#### [Task instructions]
Copy out all the lines in the records that include the word "with".

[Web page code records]
=-=-=

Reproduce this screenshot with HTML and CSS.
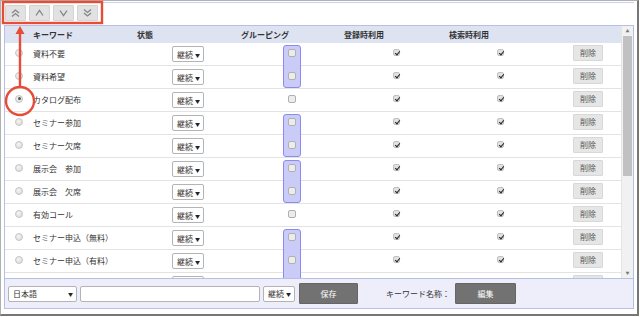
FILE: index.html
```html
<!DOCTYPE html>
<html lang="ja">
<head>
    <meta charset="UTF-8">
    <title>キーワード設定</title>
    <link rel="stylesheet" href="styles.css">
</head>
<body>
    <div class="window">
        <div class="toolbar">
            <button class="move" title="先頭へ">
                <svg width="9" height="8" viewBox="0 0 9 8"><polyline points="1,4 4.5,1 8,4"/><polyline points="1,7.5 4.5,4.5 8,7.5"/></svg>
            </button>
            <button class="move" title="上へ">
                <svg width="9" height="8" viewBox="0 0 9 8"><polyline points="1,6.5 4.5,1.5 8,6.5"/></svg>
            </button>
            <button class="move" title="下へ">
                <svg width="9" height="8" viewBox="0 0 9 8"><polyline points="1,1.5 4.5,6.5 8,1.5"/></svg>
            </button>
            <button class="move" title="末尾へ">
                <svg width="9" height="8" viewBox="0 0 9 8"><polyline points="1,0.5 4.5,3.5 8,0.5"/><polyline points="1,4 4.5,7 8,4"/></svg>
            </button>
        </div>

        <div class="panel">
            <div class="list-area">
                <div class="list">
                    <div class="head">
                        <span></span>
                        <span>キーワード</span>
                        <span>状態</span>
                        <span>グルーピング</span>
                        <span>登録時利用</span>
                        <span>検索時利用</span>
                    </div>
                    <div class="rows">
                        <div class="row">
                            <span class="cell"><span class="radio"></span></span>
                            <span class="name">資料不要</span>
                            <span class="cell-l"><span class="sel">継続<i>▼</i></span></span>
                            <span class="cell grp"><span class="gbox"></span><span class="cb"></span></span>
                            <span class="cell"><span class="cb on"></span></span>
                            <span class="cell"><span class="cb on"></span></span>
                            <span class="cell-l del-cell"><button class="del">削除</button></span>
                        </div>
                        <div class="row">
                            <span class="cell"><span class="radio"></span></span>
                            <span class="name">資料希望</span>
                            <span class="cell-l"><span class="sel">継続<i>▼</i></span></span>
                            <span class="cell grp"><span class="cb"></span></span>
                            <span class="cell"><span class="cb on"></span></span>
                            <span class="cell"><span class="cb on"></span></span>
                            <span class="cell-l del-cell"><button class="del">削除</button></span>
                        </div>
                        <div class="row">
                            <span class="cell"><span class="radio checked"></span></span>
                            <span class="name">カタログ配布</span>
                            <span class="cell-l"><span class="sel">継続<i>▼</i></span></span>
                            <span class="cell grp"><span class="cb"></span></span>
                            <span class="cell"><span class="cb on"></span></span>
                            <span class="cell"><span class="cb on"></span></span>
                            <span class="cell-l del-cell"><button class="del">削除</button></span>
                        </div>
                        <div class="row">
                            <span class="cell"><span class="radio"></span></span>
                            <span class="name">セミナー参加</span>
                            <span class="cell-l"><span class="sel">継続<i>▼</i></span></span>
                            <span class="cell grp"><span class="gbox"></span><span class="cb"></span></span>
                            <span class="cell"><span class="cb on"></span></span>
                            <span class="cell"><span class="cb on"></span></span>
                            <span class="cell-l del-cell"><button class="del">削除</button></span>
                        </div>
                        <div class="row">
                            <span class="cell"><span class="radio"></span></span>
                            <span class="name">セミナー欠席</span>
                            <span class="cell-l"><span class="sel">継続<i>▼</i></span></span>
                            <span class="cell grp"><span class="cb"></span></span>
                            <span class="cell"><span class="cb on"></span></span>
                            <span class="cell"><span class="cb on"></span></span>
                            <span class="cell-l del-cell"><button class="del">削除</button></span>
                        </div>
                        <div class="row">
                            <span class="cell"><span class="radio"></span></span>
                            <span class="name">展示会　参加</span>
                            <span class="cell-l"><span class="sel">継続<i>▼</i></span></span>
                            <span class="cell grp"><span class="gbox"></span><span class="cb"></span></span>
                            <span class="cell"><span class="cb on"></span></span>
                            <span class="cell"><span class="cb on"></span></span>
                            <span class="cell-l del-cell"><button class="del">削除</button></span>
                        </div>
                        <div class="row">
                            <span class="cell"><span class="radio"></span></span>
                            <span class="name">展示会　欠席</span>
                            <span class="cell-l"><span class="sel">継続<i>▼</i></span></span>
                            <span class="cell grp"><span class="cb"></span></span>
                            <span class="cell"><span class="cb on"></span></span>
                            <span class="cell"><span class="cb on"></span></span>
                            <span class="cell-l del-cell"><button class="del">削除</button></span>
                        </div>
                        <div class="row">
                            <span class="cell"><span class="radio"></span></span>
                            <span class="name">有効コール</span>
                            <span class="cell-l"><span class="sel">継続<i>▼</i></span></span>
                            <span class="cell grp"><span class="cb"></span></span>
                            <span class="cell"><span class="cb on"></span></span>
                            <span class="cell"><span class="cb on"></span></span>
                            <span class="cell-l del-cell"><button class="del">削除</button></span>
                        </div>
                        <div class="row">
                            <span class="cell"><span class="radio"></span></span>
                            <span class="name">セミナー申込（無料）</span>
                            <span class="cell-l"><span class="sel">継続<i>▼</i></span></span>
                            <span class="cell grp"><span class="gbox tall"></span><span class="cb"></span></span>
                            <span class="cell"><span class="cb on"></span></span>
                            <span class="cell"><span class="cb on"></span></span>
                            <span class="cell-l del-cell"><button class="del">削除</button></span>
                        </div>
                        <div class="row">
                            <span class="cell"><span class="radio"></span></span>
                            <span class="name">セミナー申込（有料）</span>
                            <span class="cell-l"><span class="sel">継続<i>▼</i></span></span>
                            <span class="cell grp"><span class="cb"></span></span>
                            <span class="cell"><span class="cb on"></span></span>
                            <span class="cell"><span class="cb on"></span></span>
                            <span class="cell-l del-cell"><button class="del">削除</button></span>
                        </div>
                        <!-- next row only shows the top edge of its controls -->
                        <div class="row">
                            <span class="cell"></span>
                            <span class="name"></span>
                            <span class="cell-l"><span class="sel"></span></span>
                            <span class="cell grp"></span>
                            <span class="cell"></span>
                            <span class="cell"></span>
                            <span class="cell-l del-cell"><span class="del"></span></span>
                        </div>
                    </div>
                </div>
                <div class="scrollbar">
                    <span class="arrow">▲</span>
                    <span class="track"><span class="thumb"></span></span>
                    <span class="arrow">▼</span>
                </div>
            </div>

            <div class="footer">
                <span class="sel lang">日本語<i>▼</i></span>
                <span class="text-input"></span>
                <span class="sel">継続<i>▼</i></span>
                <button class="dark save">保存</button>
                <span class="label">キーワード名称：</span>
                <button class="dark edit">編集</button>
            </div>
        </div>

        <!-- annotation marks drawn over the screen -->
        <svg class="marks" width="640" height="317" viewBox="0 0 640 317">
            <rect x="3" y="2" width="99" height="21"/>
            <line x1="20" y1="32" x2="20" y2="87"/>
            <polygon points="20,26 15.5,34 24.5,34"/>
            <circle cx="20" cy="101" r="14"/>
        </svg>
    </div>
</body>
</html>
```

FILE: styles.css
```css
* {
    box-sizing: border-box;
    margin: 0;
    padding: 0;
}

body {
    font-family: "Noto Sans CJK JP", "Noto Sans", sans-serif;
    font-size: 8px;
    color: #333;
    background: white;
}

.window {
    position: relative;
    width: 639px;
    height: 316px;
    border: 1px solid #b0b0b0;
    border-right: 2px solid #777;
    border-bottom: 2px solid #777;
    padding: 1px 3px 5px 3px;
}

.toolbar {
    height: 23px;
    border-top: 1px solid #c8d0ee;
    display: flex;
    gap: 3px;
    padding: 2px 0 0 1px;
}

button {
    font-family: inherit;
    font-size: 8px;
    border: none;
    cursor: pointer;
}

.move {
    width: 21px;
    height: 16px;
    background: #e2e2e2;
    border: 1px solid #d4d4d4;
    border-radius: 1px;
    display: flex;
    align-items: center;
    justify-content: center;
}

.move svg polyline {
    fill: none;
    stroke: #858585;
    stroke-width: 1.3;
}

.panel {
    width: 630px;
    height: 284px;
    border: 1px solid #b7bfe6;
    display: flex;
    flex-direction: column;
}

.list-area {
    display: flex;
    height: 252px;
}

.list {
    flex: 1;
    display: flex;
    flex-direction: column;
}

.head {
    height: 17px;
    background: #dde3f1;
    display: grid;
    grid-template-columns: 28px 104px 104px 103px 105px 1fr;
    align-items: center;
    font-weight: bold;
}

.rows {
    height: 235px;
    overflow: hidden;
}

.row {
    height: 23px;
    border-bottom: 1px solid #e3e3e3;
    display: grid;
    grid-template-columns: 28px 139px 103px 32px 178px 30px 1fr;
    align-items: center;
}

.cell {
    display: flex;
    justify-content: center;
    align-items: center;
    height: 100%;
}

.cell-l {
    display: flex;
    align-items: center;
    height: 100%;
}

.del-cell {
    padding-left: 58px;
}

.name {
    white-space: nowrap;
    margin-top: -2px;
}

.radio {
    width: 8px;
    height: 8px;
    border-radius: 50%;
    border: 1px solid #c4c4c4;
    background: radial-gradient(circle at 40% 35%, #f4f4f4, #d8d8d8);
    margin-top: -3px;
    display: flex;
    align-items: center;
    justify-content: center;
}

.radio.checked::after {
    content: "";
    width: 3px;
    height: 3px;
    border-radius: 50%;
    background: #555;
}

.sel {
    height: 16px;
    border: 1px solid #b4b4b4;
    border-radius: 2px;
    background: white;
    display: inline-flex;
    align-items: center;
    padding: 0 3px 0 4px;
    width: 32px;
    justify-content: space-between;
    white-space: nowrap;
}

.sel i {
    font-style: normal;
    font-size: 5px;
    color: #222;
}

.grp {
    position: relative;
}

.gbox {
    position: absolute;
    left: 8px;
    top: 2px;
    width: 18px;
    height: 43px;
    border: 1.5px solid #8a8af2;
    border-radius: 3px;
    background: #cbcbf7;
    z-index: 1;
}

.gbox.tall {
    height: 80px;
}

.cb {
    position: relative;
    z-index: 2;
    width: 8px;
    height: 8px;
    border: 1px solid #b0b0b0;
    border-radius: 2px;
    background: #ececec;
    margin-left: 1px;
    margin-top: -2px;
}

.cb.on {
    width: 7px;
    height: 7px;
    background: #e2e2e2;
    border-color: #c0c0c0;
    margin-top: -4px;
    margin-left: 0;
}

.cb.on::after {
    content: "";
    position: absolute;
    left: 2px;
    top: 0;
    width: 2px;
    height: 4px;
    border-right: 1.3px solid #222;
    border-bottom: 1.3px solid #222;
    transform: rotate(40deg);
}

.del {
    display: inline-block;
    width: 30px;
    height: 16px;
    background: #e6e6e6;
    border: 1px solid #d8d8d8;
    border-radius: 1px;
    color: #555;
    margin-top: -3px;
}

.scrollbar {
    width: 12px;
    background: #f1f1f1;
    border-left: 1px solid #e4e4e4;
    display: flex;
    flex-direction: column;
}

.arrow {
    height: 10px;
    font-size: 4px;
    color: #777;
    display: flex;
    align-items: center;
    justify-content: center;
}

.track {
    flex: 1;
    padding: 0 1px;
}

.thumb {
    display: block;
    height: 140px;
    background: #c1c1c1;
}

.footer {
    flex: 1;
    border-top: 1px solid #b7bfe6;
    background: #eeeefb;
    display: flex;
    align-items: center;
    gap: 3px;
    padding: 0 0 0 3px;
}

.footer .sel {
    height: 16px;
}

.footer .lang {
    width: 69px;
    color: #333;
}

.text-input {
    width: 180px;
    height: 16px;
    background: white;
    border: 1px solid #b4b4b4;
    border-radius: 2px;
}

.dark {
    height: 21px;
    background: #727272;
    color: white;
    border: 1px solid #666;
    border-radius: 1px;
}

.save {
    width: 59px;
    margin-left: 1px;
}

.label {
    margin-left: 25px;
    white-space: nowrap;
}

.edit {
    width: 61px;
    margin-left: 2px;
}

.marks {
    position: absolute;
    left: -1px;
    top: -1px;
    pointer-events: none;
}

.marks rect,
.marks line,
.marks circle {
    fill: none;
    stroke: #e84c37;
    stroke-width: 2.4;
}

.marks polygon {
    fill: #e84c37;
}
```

=-=-=

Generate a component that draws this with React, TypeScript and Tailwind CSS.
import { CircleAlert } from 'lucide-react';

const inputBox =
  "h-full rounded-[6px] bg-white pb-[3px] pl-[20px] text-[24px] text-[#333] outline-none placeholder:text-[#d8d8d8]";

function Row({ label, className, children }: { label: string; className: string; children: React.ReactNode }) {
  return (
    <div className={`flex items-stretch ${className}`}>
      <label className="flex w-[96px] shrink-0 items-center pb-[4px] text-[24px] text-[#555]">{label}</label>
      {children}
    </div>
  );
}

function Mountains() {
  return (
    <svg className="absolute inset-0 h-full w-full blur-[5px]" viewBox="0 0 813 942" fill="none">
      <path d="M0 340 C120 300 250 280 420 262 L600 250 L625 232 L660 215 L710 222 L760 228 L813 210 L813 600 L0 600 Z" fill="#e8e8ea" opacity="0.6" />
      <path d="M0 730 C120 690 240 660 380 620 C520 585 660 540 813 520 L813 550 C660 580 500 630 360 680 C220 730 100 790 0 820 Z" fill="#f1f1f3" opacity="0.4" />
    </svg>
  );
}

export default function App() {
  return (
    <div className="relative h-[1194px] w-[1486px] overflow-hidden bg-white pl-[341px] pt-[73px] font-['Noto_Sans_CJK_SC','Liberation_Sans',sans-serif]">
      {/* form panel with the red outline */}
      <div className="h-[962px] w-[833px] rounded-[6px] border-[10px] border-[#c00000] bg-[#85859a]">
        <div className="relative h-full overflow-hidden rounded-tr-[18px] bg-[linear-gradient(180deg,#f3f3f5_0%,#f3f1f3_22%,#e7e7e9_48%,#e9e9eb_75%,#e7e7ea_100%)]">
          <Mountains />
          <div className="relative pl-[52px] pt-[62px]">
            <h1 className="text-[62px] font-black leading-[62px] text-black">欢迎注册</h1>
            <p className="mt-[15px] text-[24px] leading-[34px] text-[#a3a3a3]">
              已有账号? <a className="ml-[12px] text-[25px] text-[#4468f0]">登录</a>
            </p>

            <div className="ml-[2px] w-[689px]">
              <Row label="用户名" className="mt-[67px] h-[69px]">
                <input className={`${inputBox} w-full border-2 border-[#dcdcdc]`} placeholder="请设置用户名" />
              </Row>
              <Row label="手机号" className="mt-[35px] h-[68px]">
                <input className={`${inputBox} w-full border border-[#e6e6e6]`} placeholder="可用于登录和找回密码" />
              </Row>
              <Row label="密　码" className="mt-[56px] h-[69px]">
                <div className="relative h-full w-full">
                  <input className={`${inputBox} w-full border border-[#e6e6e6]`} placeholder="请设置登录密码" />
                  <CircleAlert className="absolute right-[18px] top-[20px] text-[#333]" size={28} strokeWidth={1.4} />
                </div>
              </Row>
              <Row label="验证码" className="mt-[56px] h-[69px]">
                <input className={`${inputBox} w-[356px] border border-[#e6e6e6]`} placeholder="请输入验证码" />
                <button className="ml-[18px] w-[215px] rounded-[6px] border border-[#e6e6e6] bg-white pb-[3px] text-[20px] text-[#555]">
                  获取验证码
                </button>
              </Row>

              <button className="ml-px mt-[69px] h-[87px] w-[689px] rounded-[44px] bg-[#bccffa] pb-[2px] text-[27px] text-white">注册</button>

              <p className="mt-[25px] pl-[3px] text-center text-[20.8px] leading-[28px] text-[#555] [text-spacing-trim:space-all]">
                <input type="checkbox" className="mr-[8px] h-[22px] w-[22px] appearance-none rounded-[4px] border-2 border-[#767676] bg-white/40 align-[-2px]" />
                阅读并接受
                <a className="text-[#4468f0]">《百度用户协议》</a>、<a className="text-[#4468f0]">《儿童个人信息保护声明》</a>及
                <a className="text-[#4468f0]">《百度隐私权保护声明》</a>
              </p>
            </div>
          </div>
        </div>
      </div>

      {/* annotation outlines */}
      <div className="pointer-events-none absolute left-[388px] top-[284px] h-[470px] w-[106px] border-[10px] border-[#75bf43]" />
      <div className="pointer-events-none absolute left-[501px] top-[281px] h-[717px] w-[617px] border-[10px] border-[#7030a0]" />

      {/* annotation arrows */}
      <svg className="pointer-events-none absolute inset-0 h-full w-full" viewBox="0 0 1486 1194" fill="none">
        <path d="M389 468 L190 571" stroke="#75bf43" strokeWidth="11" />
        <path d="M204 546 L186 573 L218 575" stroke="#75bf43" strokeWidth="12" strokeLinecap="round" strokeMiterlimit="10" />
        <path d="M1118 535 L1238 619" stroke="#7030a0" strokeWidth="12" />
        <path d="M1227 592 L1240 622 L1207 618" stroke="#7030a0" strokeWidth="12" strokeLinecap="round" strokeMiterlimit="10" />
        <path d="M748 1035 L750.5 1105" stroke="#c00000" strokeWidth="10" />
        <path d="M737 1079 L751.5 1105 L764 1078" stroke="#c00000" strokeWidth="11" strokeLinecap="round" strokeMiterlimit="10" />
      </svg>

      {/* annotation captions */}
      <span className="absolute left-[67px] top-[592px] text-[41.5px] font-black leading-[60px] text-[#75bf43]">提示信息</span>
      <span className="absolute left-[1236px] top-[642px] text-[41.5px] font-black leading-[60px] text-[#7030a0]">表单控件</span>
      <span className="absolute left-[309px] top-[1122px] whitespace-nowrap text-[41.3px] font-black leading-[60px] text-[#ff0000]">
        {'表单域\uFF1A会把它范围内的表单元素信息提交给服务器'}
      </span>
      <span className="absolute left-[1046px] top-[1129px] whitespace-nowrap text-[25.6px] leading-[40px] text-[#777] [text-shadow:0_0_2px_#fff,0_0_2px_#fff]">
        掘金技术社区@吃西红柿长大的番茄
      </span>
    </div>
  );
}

=-=-=

#### [Response]
Reproduce this screenshot with HTML and CSS.
Generate a component that draws this with React, TypeScript and Tailwind CSS.
      {/* form panel with the red outline */}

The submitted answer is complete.